(begin)

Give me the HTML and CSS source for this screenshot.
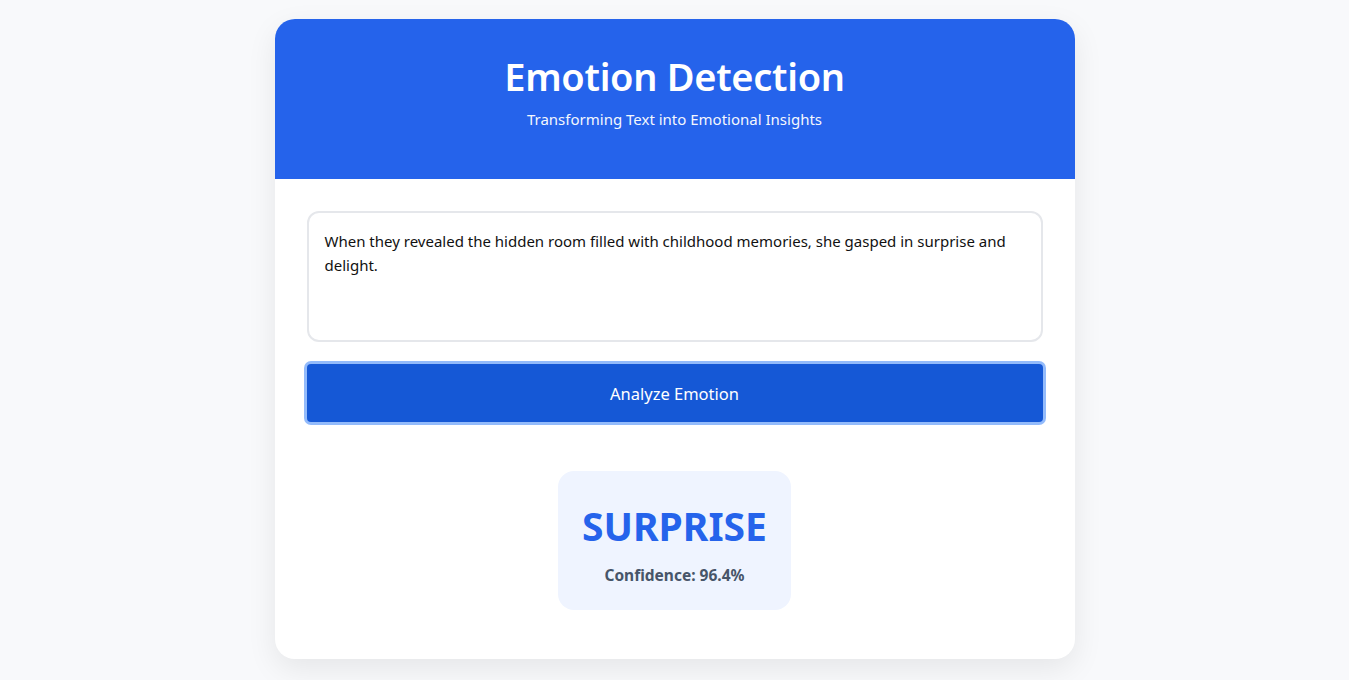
FILE: index.html
```html
<!DOCTYPE html>
<html lang="en">
<head>
<meta charset="utf-8">
<title>Emotion Detection</title>
<link rel="stylesheet" href="styles.css">
</head>
<body>
<div class="card">
  <header class="card-header">
    <h1 class="title">Emotion Detection</h1>
    <p class="subtitle">Transforming Text into Emotional Insights</p>
  </header>
  <main class="card-body">
    <textarea class="input">When they revealed the hidden room filled with childhood memories, she gasped in surprise and delight.</textarea>
    <button class="analyze">Analyze Emotion</button>
    <div class="result-wrap">
      <div class="result">
        <div class="emotion">SURPRISE</div>
        <div class="confidence">Confidence: 96.4%</div>
      </div>
    </div>
  </main>
</div>
</body>
</html>
```

FILE: styles.css
```css
* { box-sizing: border-box; }
html, body { margin: 0; padding: 0; }
body {
  background: #f8f9fb;
  font-family: "Noto Sans", "Open Sans", "Liberation Sans", sans-serif;
  height: 680px;
  overflow: hidden;
  padding-top: 19px;
}
.card {
  width: 800px;
  height: 640px;
  margin: 0 auto;
  background: #fff;
  border-radius: 20px;
  overflow: hidden;
  box-shadow: 0 10px 30px rgba(0, 0, 0, 0.08);
}
.card-header {
  background: #2563eb;
  height: 160px;
  text-align: center;
  color: #fff;
  padding-top: 31px;
}
.title {
  margin: 0;
  font-size: 38px;
  letter-spacing: -0.3px;
  font-weight: 600;
  line-height: 52px;
}
.subtitle {
  margin: 7px 0 0;
  font-size: 15px;
  line-height: 20px;
  opacity: 0.95;
}
.card-body {
  padding: 32px;
  display: flex;
  flex-direction: column;
}
.input {
  display: block;
  width: 736px;
  height: 131px;
  border: 2px solid #e5e7eb;
  border-radius: 12px;
  padding: 16px;
  font-family: inherit;
  font-size: 15px;
  line-height: 24px;
  color: #111;
  resize: none;
  outline: none;
  margin: 0;
}
.analyze {
  margin-top: 22px;
  height: 58px;
  width: 736px;
  border: none;
  border-radius: 4px;
  background: #1558d6;
  color: #fff;
  font-family: inherit;
  font-size: 16.5px;
  box-shadow: 0 0 0 3px #93bbfb;
}
.result-wrap {
  display: flex;
  justify-content: center;
  margin-top: 49px;
}
.result {
  width: 233px;
  height: 139px;
  background: #eff4ff;
  border-radius: 16px;
  text-align: center;
  padding-top: 30px;
}
.emotion {
  font-size: 39px;
  font-weight: 700;
  color: #2563eb;
  line-height: 50px;
}
.confidence {
  margin-top: 14px;
  font-size: 15.5px;
  font-weight: 700;
  color: #475569;
  line-height: 20px;
}
```
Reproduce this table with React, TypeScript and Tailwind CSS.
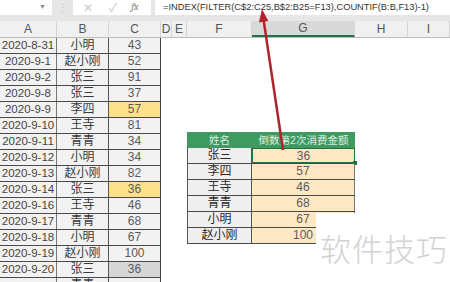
import React from 'react'

const rows: { date: string; name: string; amt: string; hl?: 'yellow' | 'gray' }[] = [
    { date: '2020-8-31', name: '小明', amt: '43' },
    { date: '2020-9-1', name: '赵小刚', amt: '52' },
    { date: '2020-9-2', name: '张三', amt: '91' },
    { date: '2020-9-8', name: '张三', amt: '37' },
    { date: '2020-9-9', name: '李四', amt: '57', hl: 'yellow' },
    { date: '2020-9-10', name: '王寺', amt: '81' },
    { date: '2020-9-11', name: '青青', amt: '34' },
    { date: '2020-9-12', name: '小明', amt: '34' },
    { date: '2020-9-13', name: '赵小刚', amt: '82' },
    { date: '2020-9-14', name: '张三', amt: '36', hl: 'yellow' },
    { date: '2020-9-16', name: '王寺', amt: '46' },
    { date: '2020-9-17', name: '青青', amt: '68' },
    { date: '2020-9-18', name: '小明', amt: '67' },
    { date: '2020-9-19', name: '赵小刚', amt: '100' },
    { date: '2020-9-20', name: '张三', amt: '36', hl: 'gray' },
    { date: '', name: '青青', amt: '' },
]

const result = [
    { name: '张三', amt: '36' },
    { name: '李四', amt: '57' },
    { name: '王寺', amt: '46' },
    { name: '青青', amt: '68' },
    { name: '小明', amt: '67' },
    { name: '赵小刚', amt: '100' },
]

const cols = [
    { label: 'A', w: 'w-[57px]' },
    { label: 'B', w: 'w-[52px]' },
    { label: 'C', w: 'w-[52px]' },
    { label: 'D', w: 'w-[11px]' },
    { label: 'E', w: 'w-[15px]' },
    { label: 'F', w: 'w-[65px]' },
    { label: 'G', w: 'w-[103px]' },
    { label: 'H', w: 'w-[53px]' },
    { label: 'I', w: 'flex-1' },
]

const font = { fontFamily: '"Liberation Sans", "Noto Sans CJK SC", sans-serif' }

export default function App() {
    return (
        <div className="relative w-[450px] h-[282px] overflow-hidden bg-white flex flex-col" style={font}>
            {/* formula bar */}
            <div className="h-[15px] flex bg-[#e6e6e6] shrink-0">
                <div className="w-[52px] bg-white flex items-center justify-end pr-[6px] text-[7px] text-[#888]">▼</div>
                <div className="w-[21px] flex items-center justify-center text-[10px] text-[#c4c4c4]">⋮</div>
                <div className="w-[78px] bg-white flex items-center text-[#c8c8c8]">
                    <span className="ml-[10px] text-[12px] leading-none">✕</span>
                    <span className="ml-[16px] text-[12px] leading-none">✓</span>
                    <span className="ml-[14px] text-[10px] italic font-serif text-[#777]">fx</span>
                </div>
                <div className="flex-1 ml-[4px] bg-white flex items-center pl-[8px] text-[9.3px] text-[#333] whitespace-nowrap">
                    =INDEX(FILTER(C$2:C25,B$2:B25=F13),COUNTIF(B:B,F13)-1)
                </div>
            </div>
            <div className="h-[6px] bg-[#e6e6e6] shrink-0" />

            {/* column headers */}
            <div className="h-[17px] flex bg-[#f0f0f0] border-b border-[#bdbdbd] shrink-0">
                {cols.map(c => (
                    <div
                        key={c.label}
                        className={`${c.w} flex items-center justify-center text-[12px] text-[#555] border-r border-[#d4d4d4] ${c.label === 'G' ? 'bg-[#d9d9d9] border-b-2 border-b-[#217346]' : ''}`}
                    >
                        {c.label}
                    </div>
                ))}
            </div>

            {/* sheet body */}
            <div className="flex flex-1 min-h-0">
                <div className="w-[161px] shrink-0 border-r border-[#444]">
                    {rows.map((r, i) => (
                        <div key={i} className="flex h-[16px] border-b border-[#4a4a4a] text-[12px] leading-[15px]">
                            <div className="w-[57px] bg-[#f2f2f2] text-center text-[11.5px] text-[#444] border-r border-[#777]">{r.date}</div>
                            <div className="w-[52px] bg-[#f2f2f2] text-center text-[#3a3a3a] border-r border-[#555]">{r.name}</div>
                            <div
                                className={`flex-1 text-center text-[#5a5a5a] ${r.hl === 'yellow' ? 'bg-[#ffe08a]' : r.hl === 'gray' ? 'bg-[#d6d6d6]' : 'bg-[#f2f2f2]'}`}
                            >
                                {r.amt}
                            </div>
                        </div>
                    ))}
                </div>

                <div className="flex-1">
                    <div className="mt-[94px] ml-[26px] w-[168px] text-[12px] leading-[15px]">
                        <div className="flex h-[16px] bg-[#3f9a62] text-[#d9efe1] text-[10.5px] leading-[16px]">
                            <div className="w-[65px] text-center">姓名</div>
                            <div className="flex-1 text-center">倒数第2次消费金额</div>
                        </div>
                        {result.map((r, i) => (
                            <div key={i} className="flex h-[16px] border-b border-[#4a4a4a]">
                                <div className="w-[65px] bg-[#efefef] text-center text-[#2a2a2a] border-l border-r border-[#555]">{r.name}</div>
                                <div className={`relative flex-1 bg-[#fde8c4] text-center text-[#5a5a5a] ${i === 0 ? 'border border-[#217346]' : 'border-r border-[#777]'}`}>
                                    {r.amt}
                                    {i === 0 && <span className="absolute -right-[3px] -bottom-[3px] w-[4px] h-[4px] bg-[#217346]" />}
                                </div>
                            </div>
                        ))}
                    </div>
                </div>
            </div>

            {/* red arrow */}
            <svg className="absolute inset-0 pointer-events-none" width="450" height="282" viewBox="0 0 450 282">
                <line x1="283" y1="150" x2="263.6" y2="20" stroke="#b0232a" strokeWidth="2.5" />
                <polygon points="262,9 268.3,21 258.9,22.4" fill="#b0232a" />
            </svg>

            {/* watermark */}
            <div className="absolute left-[316px] top-[213px] right-0 bottom-0 bg-white pt-[19px] pl-[4px]">
                <span className="text-[31px] leading-[31px] text-[#d2d2d2] tracking-[1px]" style={{ fontFamily: '"Noto Sans CJK SC", sans-serif', fontWeight: 300 }}>
                    软件技巧
                </span>
            </div>
        </div>
    )
}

(end)

» Stated problem: Repeat the lines between those holding "Reproduce this table" and "import React from 'react'", inclusive. Pictures stay out.

» Task result:
Reproduce this table with React, TypeScript and Tailwind CSS.
import React from 'react'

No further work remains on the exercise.